Asynchronous exception wormholes kill modularity

Simon Marlow marlowsd at
Fri Apr 9 06:05:36 EDT 2010

On 08/04/2010 21:20, Tyson Whitehead wrote:
> On March 26, 2010 15:51:42 Isaac Dupree wrote:
>> On 03/25/10 12:36, Simon Marlow wrote:
>>> I'd also be amenable to having block/unblock count nesting levels
>>> instead, I don't think it would be too hard to implement and it wouldn't
>>> require any changes at the library level.
>> Wasn't there a reason that it didn't nest?
>> I think it was that operations that block-as-in-takeMVar, for an
>> unbounded length of time, are always supposed to C.Exception.unblock and
>> in fact be unblocked within that operation.  Otherwise the thread might
>> never receive its asynchronous exceptions.
> If I'm understanding correctly here, it would be nice if you could just go
> unmask :: IO a ->  IO a
> and always have asynchronous exceptions on for the duration of IO a.
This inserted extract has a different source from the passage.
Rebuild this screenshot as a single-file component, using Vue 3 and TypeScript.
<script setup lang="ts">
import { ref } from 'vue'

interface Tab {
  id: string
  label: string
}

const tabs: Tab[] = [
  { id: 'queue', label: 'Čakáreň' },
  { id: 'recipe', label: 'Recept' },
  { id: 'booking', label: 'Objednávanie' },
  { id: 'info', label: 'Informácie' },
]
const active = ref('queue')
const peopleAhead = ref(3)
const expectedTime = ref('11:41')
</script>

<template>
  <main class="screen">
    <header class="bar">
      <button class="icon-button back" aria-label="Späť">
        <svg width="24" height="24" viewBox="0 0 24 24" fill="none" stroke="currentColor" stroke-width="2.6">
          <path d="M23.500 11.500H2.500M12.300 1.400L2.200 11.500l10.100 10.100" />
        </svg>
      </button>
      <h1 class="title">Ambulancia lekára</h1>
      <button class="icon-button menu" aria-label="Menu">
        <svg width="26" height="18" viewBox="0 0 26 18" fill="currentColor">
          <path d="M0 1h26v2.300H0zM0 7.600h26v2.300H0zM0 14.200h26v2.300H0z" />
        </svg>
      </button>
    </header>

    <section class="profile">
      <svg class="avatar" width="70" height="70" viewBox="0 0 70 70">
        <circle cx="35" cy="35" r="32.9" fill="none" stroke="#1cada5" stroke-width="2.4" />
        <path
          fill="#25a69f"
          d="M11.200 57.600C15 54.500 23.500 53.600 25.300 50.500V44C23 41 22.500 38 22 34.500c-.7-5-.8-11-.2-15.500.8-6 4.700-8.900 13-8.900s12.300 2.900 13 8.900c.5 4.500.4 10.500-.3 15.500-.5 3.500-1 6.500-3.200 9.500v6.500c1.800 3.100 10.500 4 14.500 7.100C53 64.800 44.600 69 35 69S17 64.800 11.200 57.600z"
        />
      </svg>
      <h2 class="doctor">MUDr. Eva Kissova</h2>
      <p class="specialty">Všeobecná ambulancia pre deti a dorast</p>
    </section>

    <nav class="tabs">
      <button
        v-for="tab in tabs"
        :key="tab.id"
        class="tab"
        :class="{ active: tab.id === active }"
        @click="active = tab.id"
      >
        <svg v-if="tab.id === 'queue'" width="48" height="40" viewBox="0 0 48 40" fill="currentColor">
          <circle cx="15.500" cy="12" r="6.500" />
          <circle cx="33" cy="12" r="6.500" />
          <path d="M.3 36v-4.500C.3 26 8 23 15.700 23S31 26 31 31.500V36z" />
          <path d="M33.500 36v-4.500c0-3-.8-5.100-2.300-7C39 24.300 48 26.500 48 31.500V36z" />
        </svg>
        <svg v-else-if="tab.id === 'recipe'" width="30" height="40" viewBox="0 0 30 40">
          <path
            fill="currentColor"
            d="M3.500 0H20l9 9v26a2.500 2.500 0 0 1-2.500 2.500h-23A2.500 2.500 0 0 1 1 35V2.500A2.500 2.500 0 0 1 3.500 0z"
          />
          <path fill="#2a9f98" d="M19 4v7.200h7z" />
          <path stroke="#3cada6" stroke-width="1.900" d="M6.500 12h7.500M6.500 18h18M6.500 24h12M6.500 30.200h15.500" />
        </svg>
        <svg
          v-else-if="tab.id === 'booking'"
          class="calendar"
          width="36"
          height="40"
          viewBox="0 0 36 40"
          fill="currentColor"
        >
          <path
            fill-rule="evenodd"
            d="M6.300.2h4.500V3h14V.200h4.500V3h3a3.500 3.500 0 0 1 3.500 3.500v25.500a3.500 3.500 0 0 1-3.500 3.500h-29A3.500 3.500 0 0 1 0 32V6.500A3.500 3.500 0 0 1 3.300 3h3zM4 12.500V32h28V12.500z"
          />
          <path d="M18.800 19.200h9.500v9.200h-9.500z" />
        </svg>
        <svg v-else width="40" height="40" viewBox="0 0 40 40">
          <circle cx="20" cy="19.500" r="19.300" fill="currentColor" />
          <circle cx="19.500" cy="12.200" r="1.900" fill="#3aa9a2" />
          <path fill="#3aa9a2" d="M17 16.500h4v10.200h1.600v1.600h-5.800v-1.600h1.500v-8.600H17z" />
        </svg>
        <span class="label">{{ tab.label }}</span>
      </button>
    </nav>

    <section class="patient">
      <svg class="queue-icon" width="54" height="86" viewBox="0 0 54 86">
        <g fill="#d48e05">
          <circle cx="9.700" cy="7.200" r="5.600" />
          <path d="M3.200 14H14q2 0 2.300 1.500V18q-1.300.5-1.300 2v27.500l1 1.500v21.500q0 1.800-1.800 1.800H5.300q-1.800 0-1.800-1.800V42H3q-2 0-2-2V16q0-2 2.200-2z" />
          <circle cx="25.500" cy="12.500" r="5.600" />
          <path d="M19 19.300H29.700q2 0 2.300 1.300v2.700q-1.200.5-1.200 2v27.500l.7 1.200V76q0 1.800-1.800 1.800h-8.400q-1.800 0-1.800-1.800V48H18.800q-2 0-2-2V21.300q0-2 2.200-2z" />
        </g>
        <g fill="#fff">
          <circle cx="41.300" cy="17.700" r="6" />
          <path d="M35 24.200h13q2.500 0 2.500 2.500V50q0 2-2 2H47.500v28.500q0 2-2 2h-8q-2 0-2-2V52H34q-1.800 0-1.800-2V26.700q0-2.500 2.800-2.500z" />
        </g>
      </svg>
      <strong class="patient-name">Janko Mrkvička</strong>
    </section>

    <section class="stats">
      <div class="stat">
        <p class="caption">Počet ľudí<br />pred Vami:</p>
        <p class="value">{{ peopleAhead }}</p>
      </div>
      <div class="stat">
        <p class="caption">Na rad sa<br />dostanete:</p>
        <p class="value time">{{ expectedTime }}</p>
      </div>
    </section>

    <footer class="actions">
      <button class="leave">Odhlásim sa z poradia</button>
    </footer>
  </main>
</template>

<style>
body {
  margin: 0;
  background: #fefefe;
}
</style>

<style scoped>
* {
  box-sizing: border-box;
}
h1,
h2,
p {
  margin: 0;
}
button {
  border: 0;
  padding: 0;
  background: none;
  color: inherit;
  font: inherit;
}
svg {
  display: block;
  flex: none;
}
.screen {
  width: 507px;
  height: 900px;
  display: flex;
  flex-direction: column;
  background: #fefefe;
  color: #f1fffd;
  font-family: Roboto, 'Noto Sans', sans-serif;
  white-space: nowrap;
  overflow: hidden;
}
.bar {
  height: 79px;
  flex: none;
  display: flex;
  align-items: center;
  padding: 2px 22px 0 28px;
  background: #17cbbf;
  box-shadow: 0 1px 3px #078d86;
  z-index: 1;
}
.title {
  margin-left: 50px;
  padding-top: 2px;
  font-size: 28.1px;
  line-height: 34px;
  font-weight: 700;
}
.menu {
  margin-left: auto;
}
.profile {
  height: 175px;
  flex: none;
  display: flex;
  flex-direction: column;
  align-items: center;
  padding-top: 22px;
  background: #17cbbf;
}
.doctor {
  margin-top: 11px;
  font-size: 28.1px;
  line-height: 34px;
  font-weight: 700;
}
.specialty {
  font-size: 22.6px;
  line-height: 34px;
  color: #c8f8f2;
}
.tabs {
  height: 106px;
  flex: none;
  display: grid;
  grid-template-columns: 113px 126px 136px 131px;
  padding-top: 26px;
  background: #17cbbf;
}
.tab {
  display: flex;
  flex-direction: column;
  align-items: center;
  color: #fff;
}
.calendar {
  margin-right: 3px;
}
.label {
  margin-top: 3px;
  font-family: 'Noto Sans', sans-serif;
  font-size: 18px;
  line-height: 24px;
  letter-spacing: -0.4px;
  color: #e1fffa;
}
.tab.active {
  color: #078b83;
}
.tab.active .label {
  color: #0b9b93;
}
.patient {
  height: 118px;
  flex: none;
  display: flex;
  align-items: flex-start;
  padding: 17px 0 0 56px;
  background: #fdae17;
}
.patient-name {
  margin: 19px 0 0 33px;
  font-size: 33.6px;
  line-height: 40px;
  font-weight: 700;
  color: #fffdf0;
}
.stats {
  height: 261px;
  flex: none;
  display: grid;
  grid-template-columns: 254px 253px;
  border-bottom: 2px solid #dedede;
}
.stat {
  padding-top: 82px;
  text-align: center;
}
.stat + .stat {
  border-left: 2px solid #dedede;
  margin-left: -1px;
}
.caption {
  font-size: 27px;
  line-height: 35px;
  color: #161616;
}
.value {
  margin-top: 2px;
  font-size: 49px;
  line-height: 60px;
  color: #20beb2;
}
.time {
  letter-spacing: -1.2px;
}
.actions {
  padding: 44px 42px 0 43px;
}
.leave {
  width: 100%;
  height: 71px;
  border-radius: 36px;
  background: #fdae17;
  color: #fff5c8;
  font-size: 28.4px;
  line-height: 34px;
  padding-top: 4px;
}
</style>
> One solution might be if unmask always enabled asynchronous exception, but, in
> a masked context, stopped them from propagating beyond the boundary of the IO
> a action by re-queueing them be re-raised when next allowed.
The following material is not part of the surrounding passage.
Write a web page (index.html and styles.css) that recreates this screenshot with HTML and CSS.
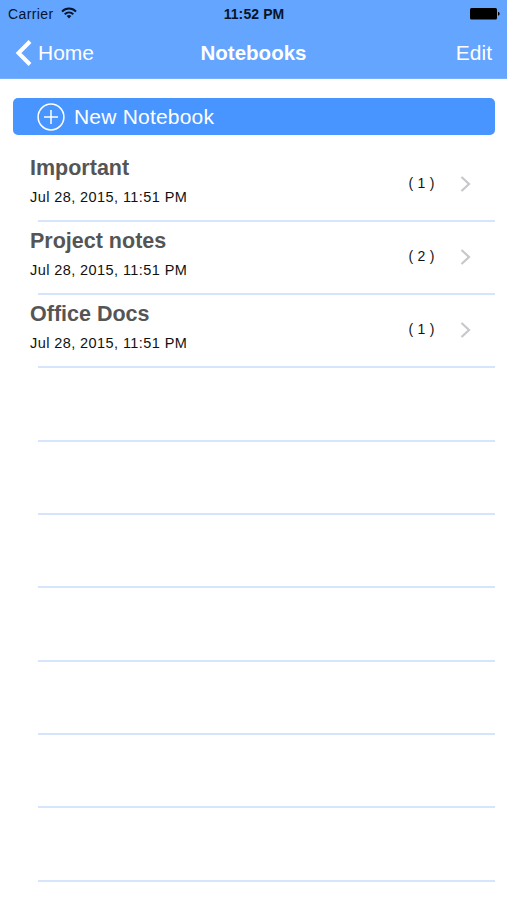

> Of course you've then got the problem of umask having to produce a valid value
> even when IO a was aborted, so you would have to go with something like
> unmask :: a ->  IO a ->  IO a
> where the first a gets returned if the IO a computation gets aborted by an
> exception.  The original problem code would then go from

I haven't seen anyone else asking for this kind of design, and it's 
quite different to both what we have now and the new proposal.  What 
advantages would this have, do you think?